St. Louis Chapter of Graduate Women in Science hosts presentation on gender bias in STEM

by | Sep 23, 2019

Students from UMSL and other local universities attended the event, which featured a discussion of Yale Professor Meg Urry's 2011 talk "Women in Science - Why So Few?"
Women in Science - Why so few?

Last week, the Graduate Women in Science hosted a viewing of Professor Meg Urry’s talk, “Women in Science – Why So Few?” The viewing was followed by a discussion about the talk and bias in STEM fields. (Photos by Burk Krohe)

When scientists are presented with a problem, their natural reaction is to dig into the data and study it.

That’s how Meg Urry, Israel Munson professor of physics and astronomy at Yale University, came to investigate gender bias in STEM fields. In 2011, Urry presented her work in a talk titled, “Women in Science – Why So Few?”

Last Monday, the St. Louis chapter of Graduate Women in Science hosted a viewing of her talk followed by a discussion at the University of Missouri–St. Louis. It was attended by students from UMSL and other local universities. Sandra Langeslag, assistant professor of behavioral neuroscience at UMSL and GWIS member, coordinated the event.

Langeslag attended Urry’s presentation in 2011 and thought she effectively addressed the gender biases that persist in fields such as computer science, engineering and mathematics.

“I really love the presentation,” Langeslag said. “I think she really explains very clearly what the problem is and what potential solutions are to increase diversity in STEM fields. I really wanted to share this presentation with as many people as possible, and Graduate Woman in Science is the perfect platform to do that.”

Sandra Langeslang

Assistant Professor Sandra Langeslag addresses attendees at the viewing. (Photos by Burk Krohe)

Urry started her talk by recounting early experiences in her career. At the time, she didn’t think there was any discrimination in the sciences.

“It took me a long time to figure out that what I was seeing was a kind of subtle discrimination,” Urry said. “The light bulb went off for me in the early ’90s when I started reading social science literature. It turns out that we scientists are a species of great interest to them, and they understand very well why there are so few women.”

Urry included statistics illustrating the disparities in the presentation. Eight years later, there is some improvement. However, data from the National Science Foundation’s benchmark reports tells largely the same story:

  • Women received 59 percent of bachelor’s degrees in biological and agricultural sciences and 77 percent of bachelor’s degrees in psychology in 2015 but only 20 percent of bachelor’s degrees in engineering, 18 percent in computer science and 43 percent in mathematics and statistics.
  • From 2000 to 2015, the share of women receiving bachelor’s degrees in computer science dropped from 28 percent to 18 percent.
  • Minority women received 13 percent of bachelor’s degrees, 8 percent of master’s degrees and 5 percent of doctoral degrees in science and engineering in 2015.
  • Women only account for 28 percent of the science and engineering workforce despite making up about half of the U.S. college-educated workforce.

Urry doesn’t believe the discrimination is intentional, rather it’s unconscious bias.
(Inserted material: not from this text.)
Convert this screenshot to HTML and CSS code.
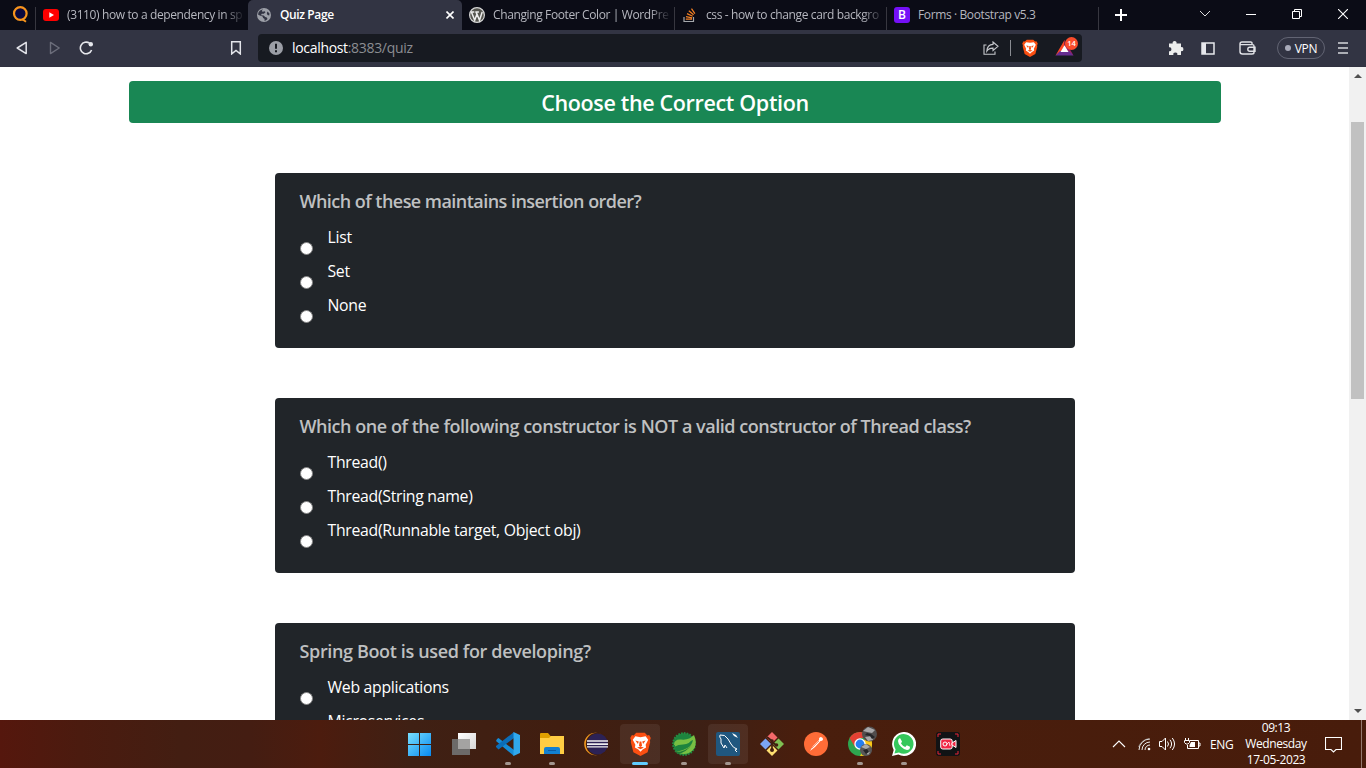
FILE: index.html
```html
<!DOCTYPE html>
<html lang="en">
<head>
<meta charset="utf-8">
<title>Quiz Page</title>
<link rel="stylesheet" href="styles.css">
</head>
<body>
<div class="screen">
  <header class="tabs">
    <div class="tab pinned">
      <svg width="18" height="18" viewBox="0 0 18 18"><circle cx="8.3" cy="7.5" r="6.3" fill="#08083f" stroke="#f7941d" stroke-width="2.2"/><path d="M10 13l4 2.8" stroke="#f7941d" stroke-width="2"/></svg>
    </div>
    <div class="tab tab-youtube">
      <svg width="16" height="12" viewBox="0 0 16 12"><rect width="16" height="12" rx="3" fill="#f00"/><path d="M6.3 3.3v5.4L11 6z" fill="#fff"/></svg>
      <span class="tab-title t-youtube">(3110) how to a dependency in sp</span>
    </div>
    <div class="tab active">
      <svg width="14" height="14" viewBox="0 0 14 14"><circle cx="7" cy="7" r="7" fill="#9da0a8"/><path d="M6 1.300L4.700 3l1 .7 2-.5.8 1-1.700 1.600H4.700L4 7.300l2.700.2 1.500 1.600 1.600.3.700 1.500-1.700 1.700-1.400.2.200-1.900-1.500-.8-.5-1.700L2.300 7.300 1 6.500A6 6 0 0 1 3 2.500zM10.500 3.500l2 2-.3 2-1.700-.6-.7-1.600z" fill="#323443"/></svg>
      <span class="tab-title t-quiz">Quiz Page</span>
      <svg class="tab-close" width="8" height="8" viewBox="0 0 8 8"><path d="M.5.5l7 7m0-7l-7 7" stroke="#fff" stroke-width="1.6"/></svg>
    </div>
    <div class="tab tab-wp">
      <svg width="16" height="16" viewBox="0 0 16 16"><circle cx="8" cy="8" r="7.4" fill="#55554f" stroke="#d5d5d5" stroke-width="1.2"/><path d="M2.4 5l3.3 8.2L8 7l2.5 6.2L13.2 5M1.8 5h3.5M6.3 5h3.6M7 5l1 2.5" fill="none" stroke="#eee" stroke-width="1.5"/></svg>
      <span class="tab-title t-wp">Changing Footer Color | WordPre</span>
    </div>
    <div class="tab tab-so">
      <svg width="14" height="16" viewBox="0 0 14 16"><path d="M1 10v4.5h9.5V10" fill="none" stroke="#a4a7ab" stroke-width="1.2"/><path d="M2.8 12.2H9M3 9.6l6.1 1.2M4 6.6l5.7 2.6M5.8 3.8l4.8 3.9M8.5 1.6l3.4 5" stroke="#f48024" stroke-width="1.2"/></svg>
      <span class="tab-title t-so">css - how to change card backgro</span>
    </div>
    <div class="tab tab-bs">
      <span class="bs-logo">B</span>
      <span class="tab-title t-bs">Forms · Bootstrap v5.3</span>
    </div>
    <svg class="plus" width="12" height="12" viewBox="0 0 12 12"><path d="M6 0v12M0 6h12" stroke="#fff" stroke-width="2"/></svg>
    <div class="window-buttons">
      <span><svg width="12" height="8" viewBox="0 0 12 8"><path d="M1 1l5 5 5-5" fill="none" stroke="#ddd"/></svg></span>
      <span><svg width="10" height="10" viewBox="0 0 10 10"><path d="M0 5.5h10" stroke="#fff"/></svg></span>
      <span><svg width="10" height="10" viewBox="0 0 10 10"><path d="M.5 2.5h7v7h-7zM2.5 2.5v-2h7v7h-2" fill="none" stroke="#fff"/></svg></span>
      <span><svg width="10" height="10" viewBox="0 0 10 10"><path d="M0 0l10 10M10 0L0 10" stroke="#fff" stroke-width="1.1"/></svg></span>
    </div>
  </header>

  <nav class="toolbar">
    <svg class="back" width="12" height="14" viewBox="0 0 12 14"><path d="M10.2 1.4v11.2L1.2 7z" fill="none" stroke="#e3e4ea" stroke-width="1.5" stroke-linejoin="round"/></svg>
    <svg class="forward" width="12" height="14" viewBox="0 0 12 14"><path d="M1.5 1.4v11.2L10.2 7z" fill="none" stroke="#6c6e7b" stroke-width="1.4" stroke-linejoin="round"/></svg>
    <svg class="reload" width="15" height="14" viewBox="0 0 15 14"><path d="M10.500 2.200A5.800 5.800 0 1 0 12.600 9" fill="none" stroke="#e6e7ec" stroke-width="1.6"/><circle cx="11.800" cy="3.300" r="2.200" fill="#e6e7ec"/></svg>
    <svg class="bookmark" width="12" height="14" viewBox="0 0 12 14"><path d="M1.7.8h8.6v12.1L6 9.5l-4.3 3.4z" fill="none" stroke="#e3e4ea" stroke-width="1.5"/></svg>
    <div class="address">
      <svg width="14" height="14" viewBox="0 0 14 14"><circle cx="7" cy="7" r="7" fill="#9b9ea6"/><path d="M7 2.8v5M7 9.2v2" stroke="#171a21" stroke-width="2"/></svg>
      <span class="url"><b>localhost</b>:8383/quiz</span>
      <svg class="share" width="16" height="14" viewBox="0 0 16 14"><path d="M3.5 4H1v9.2h11V10.5" fill="none" stroke="#c5c7cc" stroke-width="1.1"/><path d="M10 1l5 4.3-5 4.2V7.1C7 7 5.200 8 3.800 10.200 4 6.500 6 3.600 10 3.400z" fill="none" stroke="#c5c7cc" stroke-width="1.100"/></svg>
      <i class="rule"></i>
      <svg class="shield" width="16" height="18" viewBox="0 0 24 28"><use href="#lion"/></svg>
      <span class="rewards">
        <svg width="19" height="16" viewBox="0 0 19 16"><path d="M9.500 0L.5 15.500 9.500 10z" fill="#ff4724"/><path d="M9.500 0l9 15.500L9.500 10z" fill="#9e1f63"/><path d="M.5 15.500h18L14 11H5z" fill="#662d91"/><path d="M9.500 5.300l4 6.700h-8z" fill="#fff"/></svg>
        <em>14</em>
      </span>
    </div>
    <svg class="puzzle" width="16" height="16" viewBox="0 0 16 16"><path d="M1 3.500h3.700a2 2 0 1 1 3.800 0H13v3.700a2 2 0 1 1 0 3.900V15H9.300a2 2 0 1 0-3.900 0H1v-3.800a2 2 0 1 0 0-3.900z" fill="#eceded"/></svg>
    <svg class="sidebar" width="14" height="13" viewBox="0 0 14 13"><path d="M1 1h12v11H1z" fill="none" stroke="#e6e7ec" stroke-width="1.500"/><path d="M1 1h4v11H1z" fill="#e6e7ec"/></svg>
    <svg class="wallet" width="17" height="14" viewBox="0 0 17 14"><path d="M13 3.500V2q0-1-1.200-1H3Q1 1 1 3v7.500Q1 13 3.500 13H13q2 0 2-1.500V5q0-1.400-1.500-1.400H3Q1 3.600 1 2.500M16 6.300h-5.200a2 2 0 0 0 0 4H16z" fill="none" stroke="#e1e2e7" stroke-width="1.400"/></svg>
    <span class="vpn"><i></i><span>VPN</span></span>
    <svg class="menu" width="10" height="12" viewBox="0 0 10 12"><path d="M0 1h10M0 6h10M0 11h10" stroke="#d5d6db" stroke-width="1.600"/></svg>
  </nav>

  <div class="viewport">
    <main class="page">
      <h1><span>Choose the Correct Option</span></h1>
      <section class="card">
        <h2 class="q1">Which of these maintains insertion order?</h2>
        <label><input type="radio" name="a"><span>List</span></label>
        <label><input type="radio" name="a"><span>Set</span></label>
        <label><input type="radio" name="a"><span>None</span></label>
      </section>
      <section class="card">
        <h2 class="q2">Which one of the following constructor is NOT a valid constructor of Thread class?</h2>
        <label><input type="radio" name="b"><span>Thread()</span></label>
        <label><input type="radio" name="b"><span>Thread(String name)</span></label>
        <label><input type="radio" name="b"><span>Thread(Runnable target, Object obj)</span></label>
      </section>
      <section class="card">
        <h2 class="q3">Spring Boot is used for developing?</h2>
        <label><input type="radio" name="c"><span>Web applications</span></label>
        <label><input type="radio" name="c"><span>Microservices</span></label>
      </section>
    </main>
    <aside class="scrollbar">
      <svg width="8" height="4" viewBox="0 0 8 4"><path d="M0 4l4-4 4 4z" fill="#505050"/></svg>
      <div class="thumb"></div>
      <svg class="down" width="8" height="4" viewBox="0 0 8 4"><path d="M0 0l4 4 4-4z" fill="#505050"/></svg>
    </aside>
  </div>

  <footer class="taskbar">
    <div class="apps">
      <span class="app"><svg width="24" height="24" viewBox="0 0 24 24"><defs><linearGradient id="win" gradientUnits="userSpaceOnUse" x1="0" y1="0" x2="24" y2="24"><stop stop-color="#7be1ff"/><stop offset="1" stop-color="#0588f0"/></linearGradient></defs><path d="M0 1h11v11H0zM12 1h11v11H12zM0 13h11v11H0zM12 13h11v11H12z" fill="url(#win)"/></svg></span>
      <span class="app"><svg width="24" height="24" viewBox="0 0 24 24"><defs><linearGradient id="tv" x2="1" y2="1"><stop stop-color="#fff"/><stop offset="1" stop-color="#d6d6d6"/></linearGradient></defs><path d="M6 1h18v16H6z" fill="url(#tv)"/><path d="M0 7h18v16H0z" fill="#6c6a69"/><path d="M6 7h12v10H6z" fill="#a4a3a2"/></svg></span>
      <span class="app run"><svg width="24" height="24" viewBox="0 0 24 24"><path d="M1 7l1.500-1L18 18v6L0 9z" fill="#168cd7"/><path d="M0 15l2.500 2.500L18 6V0L0 14z" fill="#0b6db8"/><path d="M17.500 0L24 3v18l-6.500 3z" fill="#30a8ed"/></svg></span>
      <span class="app run"><svg width="24" height="24" viewBox="0 0 24 24"><path d="M0 2q0-1 1-1h7l2.500 3H23q1 0 1 1v8H0z" fill="#dfa000"/><path d="M0 6h9l2-2h13v18H0z" fill="#ffcd43"/><path d="M4 22v-5q0-2 2-2h12q2 0 2 2v5z" fill="#1280d1"/><path d="M8 18h8v1H8z" fill="#0b5ba3"/></svg></span>
      <span class="app"><svg width="24" height="24" viewBox="0 0 24 24"><circle cx="11.500" cy="12" r="11.300" fill="#f49b20"/><circle cx="13" cy="12" r="11.200" fill="#411e10"/><circle cx="13.500" cy="12" r="10.500" fill="#2c2255"/><path d="M3 8.300h21v1.500H3zM3 11.300h21v1.700H3zM3 14.300h21v1.300H3z" fill="#eee"/></svg></span>
      <span class="app run focus"><svg width="21" height="24" viewBox="0 0 24 28"><g id="lion"><path d="M7 1h10l3 3 2-.5L24 7l-1 3 .3 2-3 11.500L12 28l-8.300-4.500-3-11.500L1 10 0 7l2-3.500L4 4z" fill="#fb4f12"/><path d="M6 5l6 1 6-1 3 4-3 6 .5 3-4 2.500L12 23l-2.500-2.500-4-2.500.5-3-3-6z" fill="#fff"/><path d="M6 10l4 1-1 3zM18 10l-4 1 1 3zM11 11h2l.8 5-1.800 1.200-1.800-1.200zM8 18l4-1 4 1-4 2z" fill="#fb4f12"/></g></svg></span>
      <span class="app run"><svg width="24" height="24" viewBox="0 0 24 24"><circle cx="12" cy="12" r="10.800" fill="#1d843e" stroke="#238c42" stroke-width="2.200" stroke-dasharray="1.700 1.100"/><path d="M2 13Q2 7 9 7.500 17 8.500 22 3 26 12 21 18 14 25 4 20l7-2Q20 15 21 8 13 12 2 13z" fill="#78c043"/><path d="M3 13q1-4 7-3.500 6 .5 10-2.500-2 5-9 5.500-5 0-8 2z" fill="#78c043"/><path d="M4 20q10 0 16-8-5 8-14 10z" fill="#207c38"/></svg></span>
      <span class="app run hover"><svg width="24" height="24" viewBox="0 0 24 24"><rect width="24" height="24" rx="2" fill="#20577f"/><path d="M4 3q5-1 8 4l3 5q2 4 6 5l-2 1 2 2M4 3q-1 2 1 4v4l3 5 1-3 2 3" fill="none" stroke="#fff" stroke-width="1"/><path d="M16 1l2 3 4 2-2-3z" fill="#fff"/></svg></span>
      <span class="app"><svg width="24" height="24" viewBox="0 0 24 24"><path d="M12 0l5.500 5.500L12 11 6.500 5.500z" fill="#f3696a"/><path d="M5.500 6.500L11 12l-5.500 5.500L0 12z" fill="#7ba5f4"/><path d="M18.500 6.500L24 12l-5.500 5.500L13 12z" fill="#7fc052"/><path d="M12 13l5.500 5.500L12 24l-5.500-5.500z" fill="#ffdf70"/><path d="M7 5l5 4v10M12 10l4 3" fill="none" stroke="#411e10" stroke-width="1.700"/><circle cx="12" cy="9" r="1.800" fill="#411e10"/><circle cx="16.500" cy="13" r="1.800" fill="#411e10"/><circle cx="12" cy="18" r="2" fill="#411e10"/></svg></span>
      <span class="app"><svg width="24" height="24" viewBox="0 0 24 24"><circle cx="12" cy="12" r="12" fill="#ff6c37"/><path d="M6 19l3-5 6-6q-.5-2.500 1.500-3 2.500 0 2.500 2.500-.5 1.500-2.500 1.500L11 15z" fill="#fff"/><path d="M8 16l7-7" stroke="#ff6c37" stroke-width=".7"/></svg></span>
      <span class="app run"><svg class="chrome" width="30" height="30" viewBox="0 0 30 30"><circle cx="12" cy="18" r="12" fill="#2ea64f"/><path d="M1.600 12A12 12 0 0 1 22.400 12H12z" fill="#e34133"/><path d="M22.400 12A12 12 0 0 1 12 30l5-9-1-9z" fill="#fdc718"/><path d="M1.600 12L7 21l5-9z" fill="#e34133"/><circle cx="12" cy="18" r="5.700" fill="#fff"/><circle cx="12" cy="18" r="4.400" fill="#267ff0"/><circle cx="21.500" cy="8" r="7.500" fill="#514d4d"/><path d="M15 5l5-4 7 3-3 3-5-1zM17 11l7-1 1 4-5 1z" fill="#a9a8aa"/><path d="M19 7l4 1 4 3-3 2-2-3-5-1z" fill="#252528"/><circle cx="18" cy="24" r="6" fill="#595758"/><path d="M13 21l5-3 4 3-4 2zM17 25l5 1-2 3z" fill="#aaa"/><path d="M15 24l4-1 2 3-3 2z" fill="#252528"/></svg></span>
      <span class="app run"><svg width="24" height="24" viewBox="0 0 24 24"><path d="M0 24l1.700-6A12 12 0 1 1 6.300 22.500z" fill="#fff"/><path d="M2.400 21.600l1.200-4.200A9.800 9.800 0 1 1 7 20.500z" fill="#35c85b"/><path d="M8 6l2 3.500-1 2q1.500 2.500 4.300 3.500l1.500-1.700 3.200 1.500Q18 18 15 18q-3-.3-6-3.200T6 9q0-2 2-3z" fill="#fff"/></svg></span>
      <span class="app"><svg width="24" height="24" viewBox="0 0 24 24"><rect width="24" height="24" rx="3" fill="#111315"/><path d="M2 5V2h3M19 2h3v3M22 19v3h-3M5 22H2v-3" fill="none" stroke="#e72438"/><rect x="4.700" y="7" width="11.500" height="10" rx="2" fill="#f02846" stroke="#fff"/><path d="M16 11l4-2.500v7L16 13z" fill="#f02846" stroke="#fff"/><circle cx="9" cy="12" r="2" fill="none" stroke="#fff"/><path d="M10 13l3-3 1 4" fill="none" stroke="#fff" stroke-width=".8"/></svg></span>
    </div>
    <div class="tray">
      <svg class="up" width="14" height="8" viewBox="0 0 14 8"><path d="M1 7l6-6 6 6" fill="none" stroke="#fff" stroke-width="1.100"/></svg>
      <svg class="wifi" width="13" height="13" viewBox="0 0 13 13"><path d="M1 12A11 11 0 0 1 12 1M4 12A8 8 0 0 1 12 4M7 12A5 5 0 0 1 12 7" fill="none" stroke="#eee"/><path d="M.5 9Q3 2 11 .5" fill="none" stroke="#bbb" stroke-width=".6"/><circle cx="11" cy="11" r="1.300" fill="#fff"/></svg>
      <svg class="sound" width="17" height="14" viewBox="0 0 17 14"><path d="M.5 4.500H3L6.500 1v12L3 9.500H.5zM8.500 4.500q2 2.500 0 5M11 2.800q3.200 4.200 0 8.400M13.300 1q4.500 6 0 12" fill="none" stroke="#fff"/></svg>
      <svg class="battery" width="17" height="12" viewBox="0 0 17 12"><path d="M6 2.500h8.500v8H3.500V7M14.500 5H16v3h-1.500M1.500 0v2.500M4.500 0v2.500M.5 2.500h5v2L4 6H2L.5 4.500z" fill="none" stroke="#fff"/><path d="M7 4h4v5H5.500V7z" fill="#fff"/></svg>
      <span class="lang">ENG</span>
      <div class="clock"><span class="time">09:13</span><span class="day">Wednesday</span><span class="date">17-05-2023</span></div>
      <svg class="notice" width="17" height="17" viewBox="0 0 17 17"><path d="M.5 1.500h16v12H11L8.500 16 6 13.500H.5z" fill="none" stroke="#fff" stroke-width="1.100"/></svg>
      <i class="desktop"></i>
    </div>
  </footer>
</div>
</body>
</html>
```
FILE: styles.css
```css
* { box-sizing: border-box; }
body { margin: 0; font-family: "Open Sans", "Noto Sans", sans-serif; }
svg { display: block; flex: none; }
.screen { width: 1366px; height: 768px; display: flex; flex-direction: column; overflow: hidden; }

.tabs { flex: none; height: 30px; display: flex; background: #0b0c16; }
.tab { flex: none; display: flex; align-items: center; height: 30px; padding-left: 7px; white-space: nowrap; font-size: 12px; letter-spacing: -.38px; color: #b6b7bf; }
.pinned { width: 36px; padding-left: 12px; }
.pinned::after, .tab-wp::after, .tab-so::after, .tab-bs::after { content: ""; flex: none; width: 1px; height: 23px; align-self: flex-end; margin-left: auto; background: #373740; }
.tab-youtube { width: 212px; }
.active { width: 214px; padding-left: 9px; background: #323443; border-radius: 5px 5px 0 0; color: #fff; font-weight: 600; }
.tab-close { margin-left: auto; margin-right: 8px; }
.tab-wp { width: 213px; }
.tab-so { width: 212px; padding-left: 8px; }
.tab-bs { width: 212px; }
.tab-title { margin-left: 8px; line-height: 18px; }
.t-youtube, .t-wp, .t-so { flex: none; width: 178px; -webkit-mask-image: linear-gradient(90deg, #000 88%, transparent); mask-image: linear-gradient(90deg, #000 88%, transparent); }
.t-so { margin-left: 9px; }
.t-quiz { margin-left: 9px; }
.bs-logo { flex: none; width: 16px; height: 16px; border-radius: 3px; background: #7510f7; color: #fff; font-size: 12px; font-weight: 600; line-height: 16px; text-align: center; letter-spacing: 0; }
.plus { margin: 9px 0 0 16px; }
.window-buttons { display: flex; margin-left: auto; }
.window-buttons span { width: 46px; height: 28px; display: flex; align-items: center; justify-content: center; }

.toolbar { flex: none; height: 37px; display: flex; align-items: center; background: #323443; border-bottom: 1px solid #303140; padding-left: 16px; }
.forward { margin-left: 21px; }
.reload { margin-left: 18px; }
.bookmark { margin-left: 136px; }
.address { width: 824px; height: 28px; margin-left: 16px; margin-top: -1px; padding-left: 11px; border-radius: 4px; background: #171a21; display: flex; align-items: center; }
.url { margin-left: 9px; font-size: 14px; letter-spacing: -.32px; color: #8b8d92; }
.url b { font-weight: 400; color: #fff; }
.share { margin-left: auto; }
.rule { width: 1px; height: 16px; margin-left: 11px; background: #8a8c92; }
.shield { margin-left: 11px; }
.rewards { position: relative; margin-left: 17px; margin-right: 7px; width: 20px; }
.rewards em { position: absolute; left: 10px; top: -3px; width: 13px; height: 13px; border-radius: 50%; background: #fa4c2b; color: #fff; font: 600 7.500px/13px "Open Sans", sans-serif; text-align: center; }
.puzzle { margin-left: 86px; }
.sidebar { margin-left: 17px; }
.wallet { margin-left: 24px; }
.vpn { width: 48px; height: 22px; margin-left: 21px; border: 1px solid #626473; border-radius: 11px; display: flex; align-items: center; justify-content: center; gap: 4px; color: #fff; font-size: 12px; letter-spacing: -.3px; }
.vpn i { width: 6px; height: 6px; border-radius: 50%; background: #a9abba; }
.menu { margin-left: 13px; }

.viewport { height: 653px; display: flex; background: #fff; overflow: hidden; }
.page { width: 1349px; padding: 14px 128px 0 129px; overflow: hidden; }
h1 { margin: 0; height: 42px; border-radius: 4px; background: #198754; color: #fff; font-size: 21.500px; font-weight: 600; letter-spacing: -.34px; line-height: 44px; text-align: center; white-space: nowrap; }
.card { width: 800px; height: 175px; margin: 50px auto 0; padding: 16px 24px; border-radius: 4px; background: #212529; color: #fff; }
h2 { margin: 0 0 10px .5px; font-size: 18px; font-weight: 600; line-height: 25px; color: #bfc0c1; white-space: nowrap; }
.q1 { letter-spacing: -.54px; }
.q2 { letter-spacing: -.46px; }
.q3 { letter-spacing: -.36px; }
.card label { display: flex; align-items: flex-start; height: 34px; font-size: 15.800px; letter-spacing: -.29px; line-height: 26px; white-space: nowrap; }
.card input { appearance: none; flex: none; width: 13px; height: 13px; margin: 18px 14.500px 0 1px; border: 1px solid #858585; border-radius: 50%; background: #fff; }
.scrollbar { width: 17px; height: 653px; background: #f1f1f1; display: flex; flex-direction: column; align-items: center; padding: 7px 0; }
.thumb { width: 13px; height: 277px; margin-top: 44px; background: #c1c1c1; }
.down { margin-top: auto; }

.taskbar { flex: none; height: 48px; padding-left: 400px; display: flex; background: linear-gradient(90deg, #55170d 0, #4b1b0f 80px, #431e12 180px, #441d12 250px, #4c1c0e 320px, #3f2014 410px, #411e10 560px, #3d2015 700px, #491e0d 800px, #481c0b 1366px); }
.apps { display: flex; gap: 4px; padding-top: 4px; }
.app { width: 40px; height: 40px; display: flex; align-items: center; justify-content: center; position: relative; border-radius: 4px; }
.run::after { content: ""; position: absolute; left: 17px; bottom: -1px; width: 6px; height: 3px; border-radius: 2px; background: #a3968f; }
.focus, .hover { background: rgba(255,255,255,.07); }
.run.focus::after { left: 12px; width: 16px; background: #60cdff; }
.chrome { margin: -6px -6px 0 0; }
.tray { margin-left: auto; display: flex; align-items: center; color: #fff; font-size: 12px; letter-spacing: -.4px; }
.wifi { margin-left: 12px; }
.sound { margin-left: 8px; }
.battery { margin-left: 8px; }
.lang { width: 23px; margin-left: 9px; }
.clock { width: 62px; margin-left: 12px; display: flex; flex-direction: column; align-items: center; line-height: 16px; }
.notice { margin-left: 18px; }
.desktop { width: 1px; height: 48px; margin-left: 19px; margin-right: 4px; background: #94786e; }
.up { margin-right: 0; }
```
She subscribes to the theory of “gender schemas.”

Gender schemas are expectations of others people develop unconsciously based on their own experiences. Urry noted they are natural and something all people do – not just men. They’re not necessarily malicious but can lead to stereotyping instead of objective assessments.

“Gender schemas aren’t wrong,” Urry said. “It’s wrong when they affect how we evaluate people.”

Langeslag agreed with her assessment.

“Both men and women have those stereotypes, so this is a society-wide problem,” she said. “We need to not let stereotypes influence our judgements so that everyone can be the best version of what they want to be.”

There isn’t one catchall solution, but Urry believes there a number of things that can help.

She suggests women in STEM mentor other women and network. Additionally, they should “own their ambition,” prepare an elevator pitch about themselves and their research and insist on being credentialed properly in professional settings. STEM leaders should also work to learn about bias and to validate female colleagues and peers.

Alyssa Specht and Jazlen Rice, both juniors majoring in psychology, enjoyed the event. Rice was motivated to attend because Langeslag is her advisor.

“I just think she’s an awesome scientist,” she said. “She’s really inspiring to me.”

Rice found it informative and said she would be interested in attending another presentation on the subject. She also stressed that these discussions are beneficial for STEM fields as a whole.

“Even though this is called Women in Science, it’s actually inclusive of men and minorities as well,” she said. “It’s to help us all change as a culture.”

Specht said she was previously aware of the issues Urry addressed but believes it’s an important topic that should be talked about more. She also said she would take away one of Urry’s suggestions – practicing positive daily affirmations about her work to be more confident in the future.

“That’s just a little thing that you don’t really think about that much,” she said.

Langeslag has seen things change during her career in STEM but a lot of work still needs to be done.

“It’s just that the change is too slow,” she said. “At this rate, the question is, ‘Is this ever going to be resolved?’ Times are definitely changing and a lot of stuff is getting better. But we’re not there yet.”